The method is to take a well-known poem . . . without reference to the author or to his other work, analyse it stanza by stanza and line by line, and extract, squeeze, tease, press every drop of meaning out of it that one can. It might be called the lemon-squeezer school of criticism. . . . I imagine that some of the poets (they are all dead except myself) would be surprised at learning what their poems mean . . . (113)

Eliot is here giving voice to one of the most common objections to New Criticism, namely that it removes all the enjoyment from a work of literature by dissecting it. This essay strongly asserts that enjoyment is an important component of the reading of literature. Eliot makes no distinction between "enjoyment and understanding," seeing the two not "as distinct activities—one emotional and the other intellectual. . . . To understand a poem comes to the same thing as to enjoy it for the right reasons" (115). On the whole question of enjoyment, Eliot diverges from the general trend of New Criticism, which primarily concerned itself with interpretation. Eliot further distances himself from the New Critics with his implication of the possibility of misunderstanding a poem (115), an idea that the New Critics would consider heretical.

===Difference between understanding and explanation===
A large part of this lecture is devoted to Eliot's critique of what he calls "the criticism by explanation of origins" (107). One of these is The Road to Xanadu, by John Livingston Lowes, a work that is now virtually unknown. The other, however, is James Joyce's Finnegans Wake, a work composed mostly what Eliot refers to as "merely beautiful nonsense" (109) that has puzzled critics since its publication.

These works provide Eliot a springboard from which to launch an "analysis" of his own poems. He takes an amused tone when describing his feelings on hearing what some readers have thought about his various works, with primary reference to The Waste Land. Eliot discusses the process by which the notes to that poem came to be, saying that, to his regret, "They have had almost greater popularity than the poem itself" (110). Eliot uses the example of Finnegans Wake to illuminate the distinction between explanation and understanding.

===Definition of literary criticism===
Eliot, like the New Critics, distinguishes among types or classes of criticism, isolating (as the lecture's title suggests) a certain area for literary criticism. Also like the New Critics, he allows that there is merit to such studies. He credits Coleridge with bringing other disciplines (e.g., philosophy, psychology) into the field of literary study. Eliot defines specifically literary criticism as criticism written in order

to help his [i.e., the critic's] readers to understand and enjoy [a work of literature]. ...

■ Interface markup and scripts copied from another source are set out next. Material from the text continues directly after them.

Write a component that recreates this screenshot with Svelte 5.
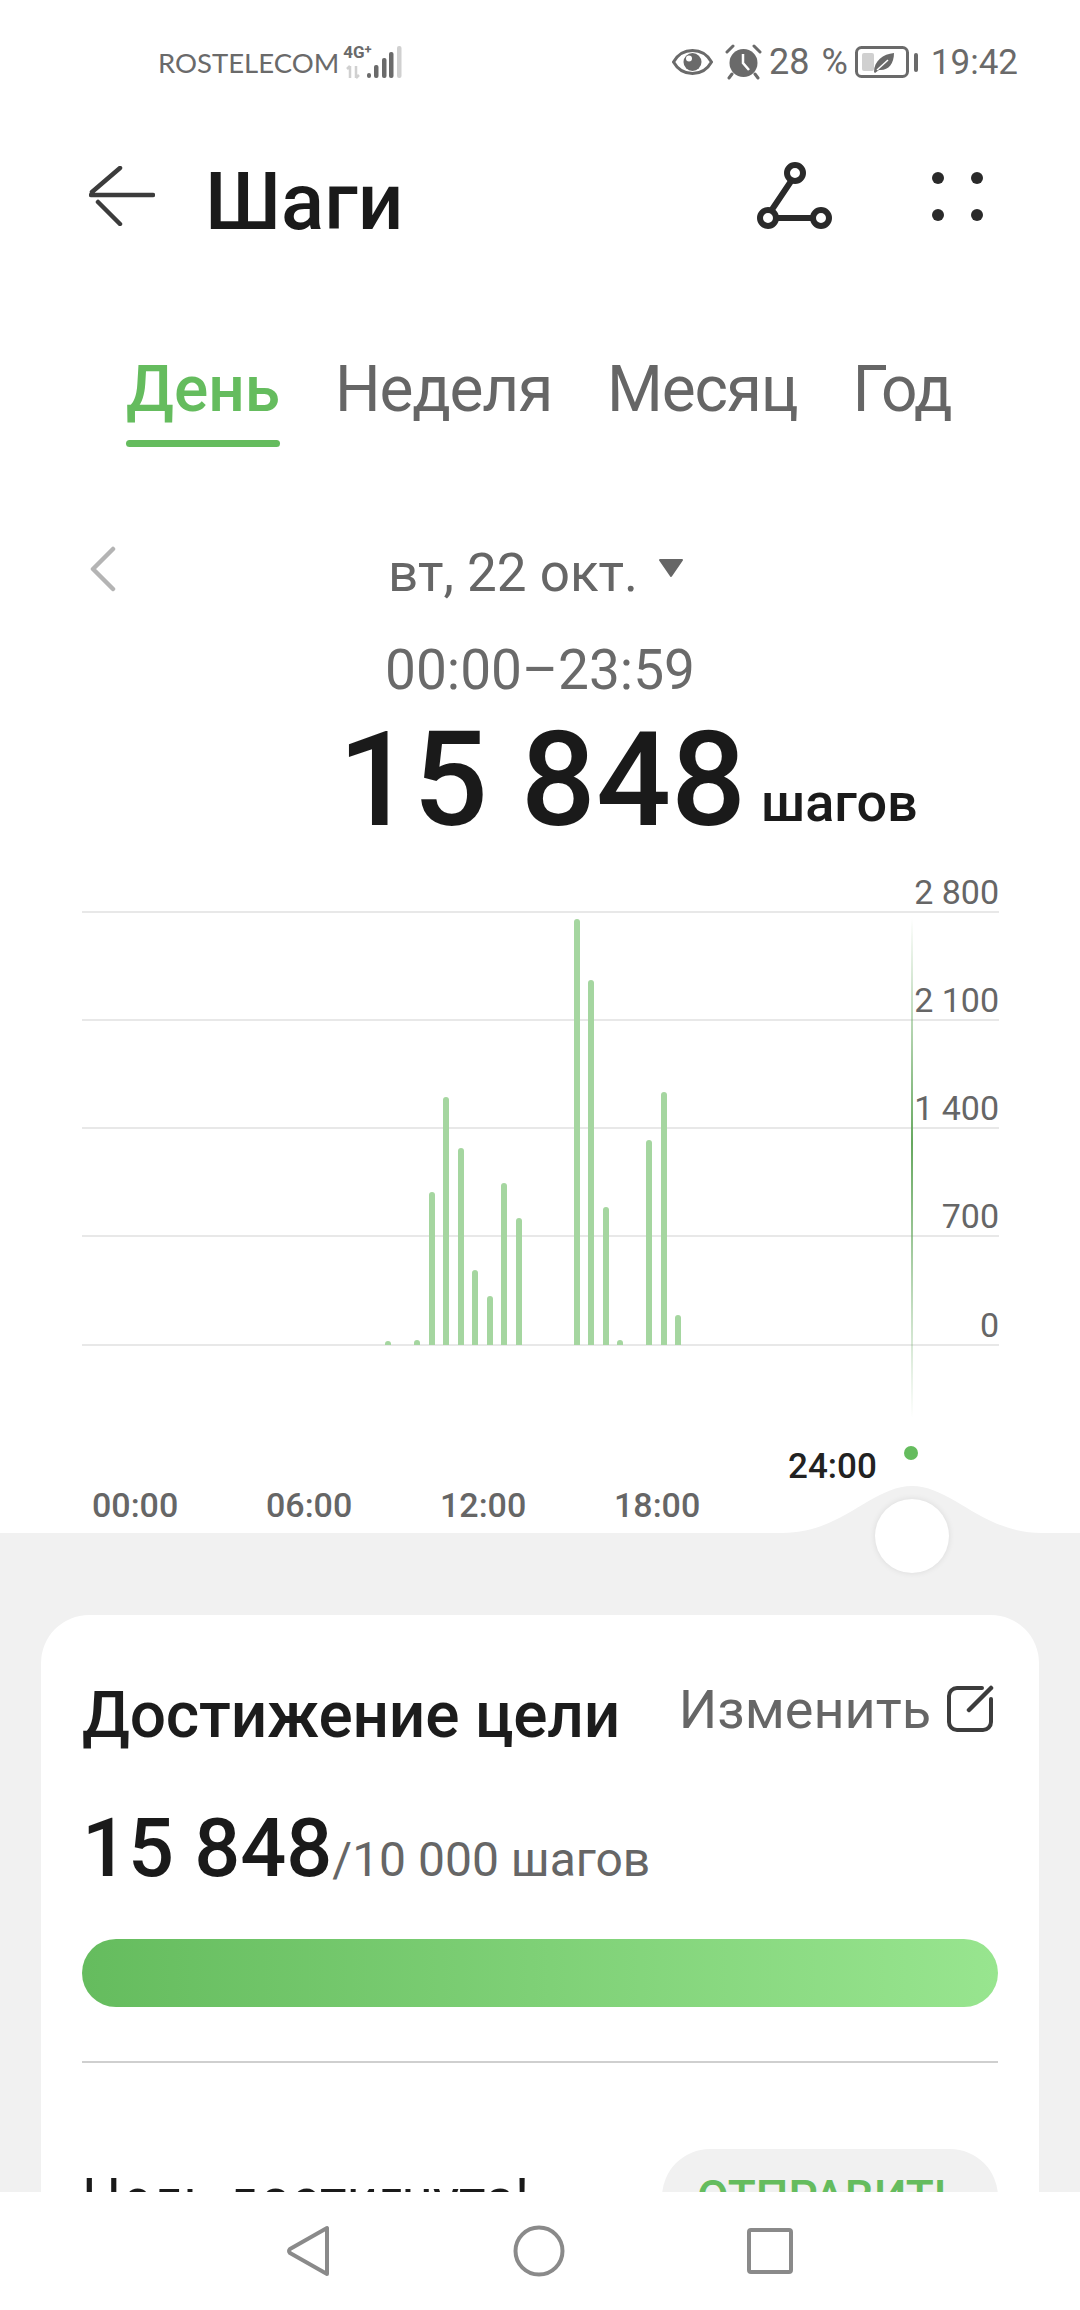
<script lang="ts">
  const tabs = ['День', 'Неделя', 'Месяц', 'Год'];
  const scale = [
    { label: '2 800', y: 0 },
    { label: '2 100', y: 108 },
    { label: '1 400', y: 216 },
    { label: '700', y: 324 },
    { label: '0', y: 433 }
  ];
  const hours = ['00:00', '06:00', '12:00', '18:00'];

  // bar centre on the chart, and height above the zero line
  const bars = [
    [306, 4], [335, 5], [350, 153], [364, 248], [379, 197], [393, 75], [408, 49],
    [422, 162], [437, 127], [495, 426], [509, 365], [524, 138], [538, 5],
    [567, 205], [582, 253], [596, 30]
  ];
</script>

<div class="phone">
  <div class="screen">
    <header class="status">
      <div class="carrier">
        <span>ROSTELECOM</span>
        <div class="signal">
          <span class="net">4G<sup>+</sup></span>
          <svg width="62" height="34" viewBox="0 0 62 34">
            <path d="M9 21v12M6 24l3-3M15 21v12M18 30l-3 3" stroke="#d0d0d0" stroke-width="2.500" fill="none" />
            <rect x="26" y="28" width="4" height="5" rx="2" fill="#6a6a6a" />
            <rect x="33" y="20" width="4.500" height="13" rx="2" fill="#6a6a6a" />
            <rect x="41" y="13" width="4.500" height="20" rx="2" fill="#6a6a6a" />
            <rect x="48" y="7" width="4.500" height="26" rx="2" fill="#6a6a6a" />
            <rect x="56" y="1" width="4.500" height="32" rx="2" fill="#d0d0d0" />
          </svg>
        </div>
      </div>
      <div class="sys">
        <svg class="eye" width="41" height="28" viewBox="0 0 41 28">
          <path d="M1.500 14C6 6 13 2.500 20.500 2.500S35 6 39.500 14C35 22 28 25.500 20.500 25.500S6 22 1.500 14Z" fill="none" stroke="#6a6a6a" stroke-width="3" />
          <circle cx="20.500" cy="14" r="9" fill="#6a6a6a" />
          <circle cx="17" cy="10.500" r="3" fill="#fff" />
        </svg>
        <svg class="alarm" width="37" height="36" viewBox="0 0 37 36">
          <circle cx="18.500" cy="19" r="14" fill="#6a6a6a" />
          <path d="M18 10v9l6 7" fill="none" stroke="#fff" stroke-width="2.500" />
          <path d="M2 8l6-6M35 8l-6-6M7 30l-3 4M30 30l3 4" stroke="#6a6a6a" stroke-width="3" stroke-linecap="round" />
        </svg>
        <span class="pct">28 %</span>
        <svg class="batt" width="63" height="32" viewBox="0 0 63 32">
          <rect x="1.500" y="1.500" width="51" height="29" rx="5" fill="none" stroke="#6a6a6a" stroke-width="3" />
          <rect x="7" y="7" width="12" height="18" rx="2" fill="#d0d0d0" />
          <path d="M19 26C19 15 28 8 39 7 39 18 33 25 24 24L20 27Z" fill="#6a6a6a" />
          <path d="M22 24 33 14" stroke="#fff" stroke-width="1.500" />
          <rect x="59" y="7" width="4" height="19" rx="2" fill="#6a6a6a" />
        </svg>
        <span class="clock">19:42</span>
      </div>
    </header>

    <div class="appbar">
      <svg class="back" width="66" height="60" viewBox="0 0 66 60">
        <path d="M2 29H64M31 2 3 26M31 58 9 36" fill="none" stroke="#3c3c3c" stroke-width="4.500" stroke-linecap="round" />
      </svg>
      <h1>Шаги</h1>
      <svg class="route" width="76" height="68" viewBox="0 0 76 68">
        <circle cx="38" cy="11" r="8" />
        <circle cx="11" cy="56" r="8" />
        <circle cx="64" cy="56" r="8" />
        <path d="M34.500 18.500 14 49M19 56H56" />
      </svg>
      <div class="dots"><i></i><i></i><i></i><i></i></div>
    </div>

    <nav class="tabs">
      {#each tabs as tab, i}
        <span class="tab" class:active={i === 0}>{tab}</span>
      {/each}
    </nav>

    <div class="date-row">
      <svg class="prev" width="28" height="46" viewBox="0 0 28 46">
        <path d="M25 3 5 23 25 43" fill="none" stroke="#b4b4b4" stroke-width="4.500" stroke-linecap="round" stroke-linejoin="round" />
      </svg>
      <span class="date">вт, 22 окт.</span>
      <svg class="caret" width="30" height="20" viewBox="0 0 30 20">
        <path d="M4 2H26L15 18Z" fill="#666" stroke="#666" stroke-width="2" stroke-linejoin="round" />
      </svg>
    </div>
    <div class="range">00:00–23:59</div>
    <div class="total"><span class="num">15 848</span><span class="unit">шагов</span></div>

    <div class="chart">
      {#each scale as s}
        <div class="grid" style="top: {s.y}px"></div>
        <span class="tick" style="top: {s.y - 39}px">{s.label}</span>
      {/each}
      {#each bars as [x, h]}
        <div class="bar" style="left: {x - 3}px; height: {h}px"></div>
      {/each}
      <div class="cursor"></div>
      <div class="dot"></div>
      <span class="now">24:00</span>
      {#each hours as h, i}
        <span class="hour" style="left: {10 + i * 174}px">{h}</span>
      {/each}
    </div>

    <div class="lower">
      <svg class="hump" width="260" height="48" viewBox="0 0 260 48">
        <path d="M0 47C60 47 90 0 130 0S200 47 260 47V48H0Z" fill="#f1f1f1" />
      </svg>
      <div class="thumb"></div>

      <section class="card">
        <div class="card-head">
          <h2>Достижение цели</h2>
          <span class="edit">Изменить</span>
          <svg class="edit-icon" width="48" height="48" viewBox="0 0 48 48">
            <path d="M36 3H11a8 8 0 0 0-8 8v26a8 8 0 0 0 8 8h26a8 8 0 0 0 8-8V14" fill="none" stroke="#3c3c3c" stroke-width="4" stroke-linecap="round" />
            <path d="M23 25 45 3" stroke="#3c3c3c" stroke-width="4.500" stroke-linecap="round" />
          </svg>
        </div>
        <div class="goal"><b>15 848</b><span>/10 000 шагов</span></div>
        <div class="progress"></div>
        <div class="divider"></div>
        <div class="done">
          <span>Цель достигнута!</span>
          <button>ОТПРАВИТЬ</button>
        </div>
      </section>
    </div>
  </div>

  <footer class="navbar">
    <svg width="44" height="52" viewBox="0 0 44 52">
      <path d="M40 3V49L3 28Q1 26 3 24Z" fill="none" stroke="#8a8a8a" stroke-width="4" stroke-linejoin="round" />
    </svg>
    <svg width="52" height="52" viewBox="0 0 52 52">
      <circle cx="26" cy="26" r="23.500" fill="none" stroke="#8a8a8a" stroke-width="4" />
    </svg>
    <svg width="46" height="46" viewBox="0 0 46 46">
      <rect x="2" y="2" width="42" height="42" rx="2" fill="none" stroke="#8a8a8a" stroke-width="4" />
    </svg>
  </footer>
</div>

<style>
  :global(body) {
    margin: 0;
    background: #fff;
  }

  .phone {
    width: 1080px;
    height: 2310px;
    display: flex;
    flex-direction: column;
    overflow: hidden;
    font-family: Roboto, "Noto Sans", sans-serif;
    color: #1a1a1a;
  }

  .screen {
    flex: 1;
    min-height: 0;
    overflow: hidden;
    display: flex;
    flex-direction: column;
  }

  .status {
    height: 124px;
    flex: none;
    display: flex;
    justify-content: space-between;
    align-items: center;
    padding: 0 62px 0 158px;
    color: #6a6a6a;
  }

  .carrier {
    display: flex;
    align-items: center;
    gap: 2px;
    font-family: Lato, Roboto, sans-serif;
    font-size: 27.500px;
  }

  .signal {
    position: relative;
    width: 62px;
    height: 34px;
  }

  /* network type sits over the signal bars */
  .net {
    position: absolute;
    left: 2px;
    top: -2px;
    font: 700 17px/18px Roboto, sans-serif;
  }

  .net sup {
    font-size: 13px;
    line-height: 0;
    vertical-align: 4px;
  }

  .sys {
    display: flex;
    align-items: center;
    gap: 10px;
    font-size: 35px;
  }

  .eye {
    margin-right: 2px;
  }

  .alarm {
    margin-right: -3px;
  }

  .pct {
    font-size: 36px;
    word-spacing: 3px;
  }

  .batt {
    margin-left: -3px;
  }

  .clock {
    margin-left: 3px;
  }

  .appbar {
    height: 144px;
    flex: none;
    display: flex;
    align-items: center;
    padding: 0 0 0 89px;
  }

  .appbar h1 {
    flex: 1;
    margin: 12px 0 0 50px;
    font-size: 80px;
    font-weight: 500;
    line-height: 1;
  }

  .route {
    margin-right: 99px;
  }

  .route circle,
  .route path {
    fill: none;
    stroke: #2a2a2a;
    stroke-width: 6;
  }

  .dots {
    display: grid;
    grid-template-columns: 12px 12px;
    grid-template-rows: 12px 12px;
    gap: 25px 27px;
    margin-right: 97px;
  }

  .dots i {
    display: block;
    border-radius: 50%;
    background: #2a2a2a;
  }

  .tabs {
    flex: none;
    display: flex;
    gap: 55px;
    padding: 87px 0 0 126px;
    height: 101px;
  }

  .tab {
    position: relative;
    height: 70px;
    font-size: 64px;
    line-height: 70px;
    letter-spacing: -1.200px;
    color: #666;
  }

  .tab.active {
    color: #65bc5e;
    font-weight: 500;
    letter-spacing: 0;
  }

  .tab.active::after {
    content: '';
    position: absolute;
    left: 0;
    right: 0;
    top: 85px;
    height: 7px;
    border-radius: 4px;
    background: #65bc5e;
  }

  .date-row {
    position: relative;
    flex: none;
    margin-top: 87px;
    height: 60px;
    display: flex;
    justify-content: center;
    align-items: center;
    padding-right: 6px;
    color: #666;
    font-size: 53px;
  }

  .prev {
    position: absolute;
    left: 88px;
    top: 3px;
  }

  .caret {
    margin-left: 18px;
    margin-bottom: 10px;
  }

  .range {
    flex: none;
    margin-top: 37px;
    text-align: center;
    font-size: 55px;
    line-height: 60px;
    color: #6a6a6a;
  }

  .total {
    flex: none;
    margin-top: 19px;
    height: 122px;
    padding-left: 338px;
    line-height: 122px;
    white-space: nowrap;
  }

  .num {
    font-size: 132px;
    font-weight: 500;
  }

  .unit {
    margin-left: 15px;
    font-size: 54px;
    font-weight: 500;
    vertical-align: 4px;
  }

  .chart {
    position: relative;
    flex: none;
    margin: 70px 0 0 82px;
    width: 917px;
    height: 622px;
  }

  .grid {
    position: absolute;
    left: 0;
    right: 0;
    height: 2px;
    background: #e8e8e8;
  }

  .tick {
    position: absolute;
    right: 0;
    font-size: 34px;
    line-height: 40px;
    color: #666;
  }

  .bar {
    position: absolute;
    bottom: 188px;
    width: 6px;
    border-radius: 3px 3px 0 0;
    background: #a5d6a0;
  }

  .cursor {
    position: absolute;
    left: 829px;
    top: 7px;
    width: 2px;
    height: 500px;
    background: linear-gradient(to bottom, #ffffff00, #66a85f 45%, #ffffff00);
  }

  .dot {
    position: absolute;
    left: 822px;
    top: 535px;
    width: 14px;
    height: 14px;
    border-radius: 50%;
    background: #65bc5e;
  }

  .now {
    position: absolute;
    left: 706px;
    top: 535px;
    font-size: 35px;
    line-height: 42px;
    font-weight: 500;
    color: #222;
  }

  .hour {
    position: absolute;
    top: 573px;
    font-size: 34px;
    line-height: 42px;
    font-weight: 500;
    color: #666;
  }

  .lower {
    position: relative;
    flex: 1;
    background: #f1f1f1;
    padding: 82px 41px 0;
  }

  .hump {
    position: absolute;
    left: 782px;
    top: -47px;
  }

  .thumb {
    position: absolute;
    left: 875px;
    top: -34px;
    width: 74px;
    height: 74px;
    border-radius: 50%;
    background: #fff;
    box-shadow: 0 0 6px #00000018;
  }

  .card {
    background: #fff;
    border-radius: 48px 48px 0 0;
    padding: 56px 41px 0;
    height: 600px;
  }

  .card-head {
    display: flex;
    align-items: center;
    height: 76px;
  }

  .card-head h2 {
    flex: 1;
    margin: 12px 0 0;
    font-size: 64px;
    font-weight: 500;
    letter-spacing: -0.200px;
    color: #1c1c1c;
  }

  .edit {
    font-size: 54px;
    color: #666;
    margin-right: 15px;
  }

  .edit-icon {
    margin-right: 4px;
  }

  .goal {
    margin-top: 54px;
    height: 82px;
    display: flex;
    align-items: baseline;
    color: #666;
    font-size: 48px;
  }

  .goal b {
    font-size: 81px;
    font-weight: 500;
    color: #1a1a1a;
  }

  .progress {
    margin-top: 56px;
    height: 68px;
    border-radius: 34px;
    background: linear-gradient(to right, #65bc5e, #98e58f);
  }

  .divider {
    margin-top: 54px;
    height: 2px;
    background: #cfcfcf;
  }

  .done {
    margin-top: 86px;
    display: flex;
    justify-content: space-between;
    align-items: flex-start;
  }

  .done span {
    margin-top: 18px;
    font-size: 55px;
    color: #1a1a1a;
  }

  .done button {
    width: 336px;
    height: 96px;
    border: 0;
    border-radius: 48px;
    background: #f1f1f1;
    color: #65bc5e;
    font: 500 46px Roboto, sans-serif;
  }

  .navbar {
    height: 118px;
    flex: none;
    background: #fff;
    display: flex;
    justify-content: center;
    align-items: center;
    gap: 182px;
  }
</style>
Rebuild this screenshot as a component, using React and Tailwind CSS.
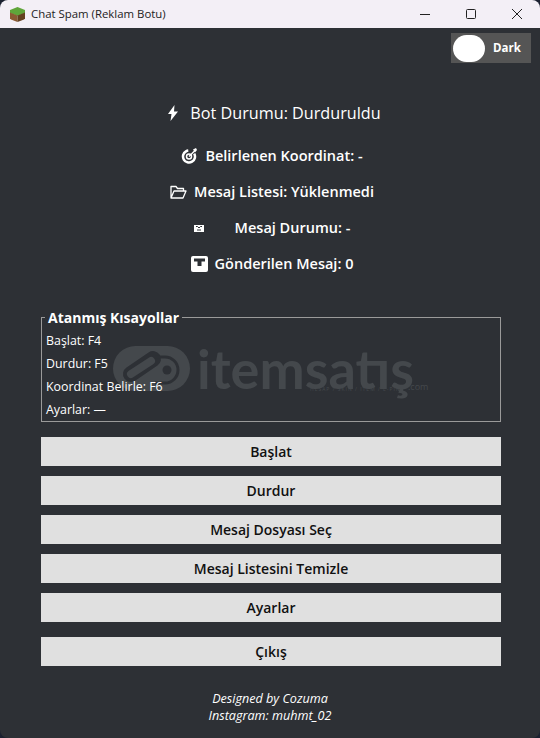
import React from 'react';

const font = "font-['Open_Sans','Noto_Sans',sans-serif]";

const BoltIcon = () => (
    <svg width="10" height="16" viewBox="0 0 10 16" className="shrink-0">
        <path d="M6.500 0 0 9h3.500L2.500 16 10 6.500H6z" fill="#fff" />
    </svg>
);

const TargetIcon = () => (
    <svg width="17" height="16" viewBox="0 0 17 16" fill="none" className="shrink-0">
        <circle cx="8" cy="8.500" r="6" stroke="#fff" strokeWidth="2.500" strokeDasharray="30 8" transform="rotate(-30 8 8.500)" />
        <circle cx="8" cy="8.500" r="2.500" stroke="#fff" strokeWidth="1.500" />
        <path d="M8 8.500 14 2.500" stroke="#fff" strokeWidth="1.500" />
        <path d="M12 1.500 15 0l1 2-2 2.500z" fill="#fff" />
    </svg>
);

const FolderIcon = () => (
    <svg width="17" height="14" viewBox="0 0 17 14" fill="none" className="shrink-0">
        <path d="M1 13V1.500h5l1.500 2h6v2.500M1 13l3-7h12l-3 7z" stroke="#fff" strokeWidth="1.300" strokeLinejoin="round" />
    </svg>
);

const MailIcon = () => (
    <svg width="10" height="7" viewBox="0 0 10 7" className="shrink-0">
        <rect width="10" height="7" fill="#fff" />
        <path d="M2 1.500h1.500L5 3l1.500-1.500H8M3 5h4" stroke="#2d3035" strokeWidth="1" fill="none" />
    </svg>
);

const InboxIcon = () => (
    <svg width="17" height="16" viewBox="0 0 17 16" className="shrink-0">
        <rect width="17" height="16" rx="2" fill="#fff" />
        <path d="M3 2.500h11v3h-3.500V10h-4V5.500H3z" fill="#2d3035" />
    </svg>
);

const StatusRow = ({ icon, gap, children }) => (
    <div className={`flex items-center justify-center h-[36px] text-[14.500px] leading-none font-semibold text-white ${gap}`}>
        {icon}
        <span>{children}</span>
    </div>
);

const ActionButton = ({ children, className = '' }) => (
    <button className={`block w-full h-[29px] bg-[#e0e0e0] text-[14px] font-semibold text-[#111] ${className}`}>
        {children}
    </button>
);

const App = () => {
    return (
        <div className={`w-[540px] h-[738px] relative overflow-hidden bg-[#1b2130] ${font}`}>
            <div className="h-[28px] bg-[#f3eff6] rounded-t-lg flex items-center pl-[10px]">
                <svg width="15" height="15" viewBox="0 0 15 15">
                    <path d="M7.500 0 15 3v3L7.500 9 0 6V3z" fill="#5fa53a" />
                    <path d="M0 5.500 7.500 8.500V15L1 12.500 0 11.500z" fill="#8a5a33" />
                    <path d="M15 5.500 7.500 8.500V15l6.500-2.500 1-1z" fill="#63401f" />
                </svg>
                <span className="ml-[6px] text-[11.400px] text-[#222]">Chat Spam (Reklam Botu)</span>
                <div className="ml-auto flex items-center h-full text-[#222]">
                    <div className="w-[46px] flex justify-center">
                        <svg width="10" height="10" viewBox="0 0 10 10"><path d="M0 5.500h10" stroke="#222" /></svg>
                    </div>
                    <div className="w-[46px] flex justify-center">
                        <svg width="10" height="10" viewBox="0 0 10 10"><rect x=".5" y=".5" width="9" height="9" rx="1" fill="none" stroke="#222" /></svg>
                    </div>
                    <div className="w-[46px] flex justify-center">
                        <svg width="10" height="10" viewBox="0 0 10 10"><path d="M0 0l10 10M10 0 0 10" stroke="#222" /></svg>
                    </div>
                </div>
            </div>

            <div className="h-[710px] bg-[#2d3035] rounded-b-lg relative flex flex-col">
                {/* Watermark */}
                <div className="absolute left-[113px] top-[317px] flex items-start pointer-events-none">
                    <svg width="78" height="47" viewBox="0 0 78 47" fill="none">
                        <rect x="0" y="1" width="77" height="45" rx="22.500" fill="#44484c" />
                        <path d="M18 29 40 14" stroke="#2d3035" strokeWidth="16" strokeLinecap="round" />
                        <path d="M18 29 38 16" stroke="#44484c" strokeWidth="8" strokeLinecap="round" />
                        <path d="M42 12h10a13 13 0 0 1 0 26H42" stroke="#2d3035" strokeWidth="3" />
                        <circle cx="54" cy="25" r="4.500" fill="#2d3035" />
                    </svg>
                    <div className="relative ml-[6px] mt-[6px]">
                        <span className="block font-['Lato',sans-serif] text-[54px] leading-[36px] font-bold text-[#44484c]">itemsatış</span>
                        <span className="absolute left-[113px] top-[36px] text-[5px] leading-none whitespace-nowrap tracking-[1px] text-[#44484c]">HESAP / SKIN / ITEM / E-PIN</span>
                        <span className="absolute left-[211px] top-[31px] text-[9px] leading-none text-[#44484c]">.com</span>
                    </div>
                </div>

                <div className="relative flex justify-end pt-[5px] pr-[9px]">
                    <div className="w-[80px] h-[30px] bg-[#555555] flex items-center pl-[2px]">
                        <div className="w-[32px] h-[27px] rounded-full bg-white" />
                        <span className="ml-[8px] text-[11.500px] font-bold text-white">Dark</span>
                    </div>
                </div>

                <div className="relative mt-[28px] pl-[9px] flex items-center justify-center gap-[12px] h-[44px] text-[16.200px] font-medium text-white">
                    <BoltIcon />
                    <span>Bot Durumu: Durduruldu</span>
                </div>
                <div className="relative mt-[3px] pl-[4px]">
                    <StatusRow icon={<TargetIcon />} gap="gap-[7px]">Belirlenen Koordinat: -</StatusRow>
                    <StatusRow icon={<FolderIcon />} gap="gap-[7px]">Mesaj Listesi: Yüklenmedi</StatusRow>
                    <StatusRow icon={<MailIcon />} gap="gap-[31px]">Mesaj Durumu: -</StatusRow>
                    <StatusRow icon={<InboxIcon />} gap="gap-[7px]">Gönderilen Mesaj: 0</StatusRow>
                </div>

                <div className="relative ml-[41px] mr-[39px] mt-[35px] h-[105px] border border-[#9a9a9a] pt-[11px] pl-[4px] text-[12.400px] leading-[23px] text-white">
                    <span className="absolute -top-[9px] left-[3px] px-[3px] bg-[#2d3035] text-[14px] leading-[17px] font-bold">Atanmış Kısayollar</span>
                    <div>Başlat: F4</div>
                    <div>Durdur: F5</div>
                    <div>Koordinat Belirle: F6</div>
                    <div>Ayarlar: —</div>
                </div>

                <div className="relative ml-[41px] mr-[39px] mt-[15px] flex flex-col gap-[10px]">
                    <ActionButton>Başlat</ActionButton>
                    <ActionButton>Durdur</ActionButton>
                    <ActionButton>Mesaj Dosyası Seç</ActionButton>
                    <ActionButton>Mesaj Listesini Temizle</ActionButton>
                    <ActionButton>Ayarlar</ActionButton>
                    <ActionButton className="mt-[5px]">Çıkış</ActionButton>
                </div>

                <div className="relative mt-[24px] text-center text-[12.600px] leading-[17px] italic text-white">
                    <div>Designed by Cozuma</div>
                    <div>Instagram: muhmt_02</div>
                </div>
            </div>
        </div>
    );
};

export default App;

We can therefore ask, about any writing which is offered to us as literary criticism, is it aimed towards understanding and enjoyment? If it is not, it may still be a legitimate and useful activity; but it is to be judged as a contribution to psychology, or sociology, or logic, or pedagogy, or some other pursuit—and it is to be judged by specialists, not by men of letters. (116–17)

The argument of the essay is for a strongly individualist criticism, made clear by the frequent references to the author's own works. "The best of my literary criticism . . . consists of essays on poets and poetic dramatists who had influenced me" (106). In this, Eliot has something in common with the style of literary criticism expounded by Matthew Arnold, known for its emphasis on reading to make oneself a better writer.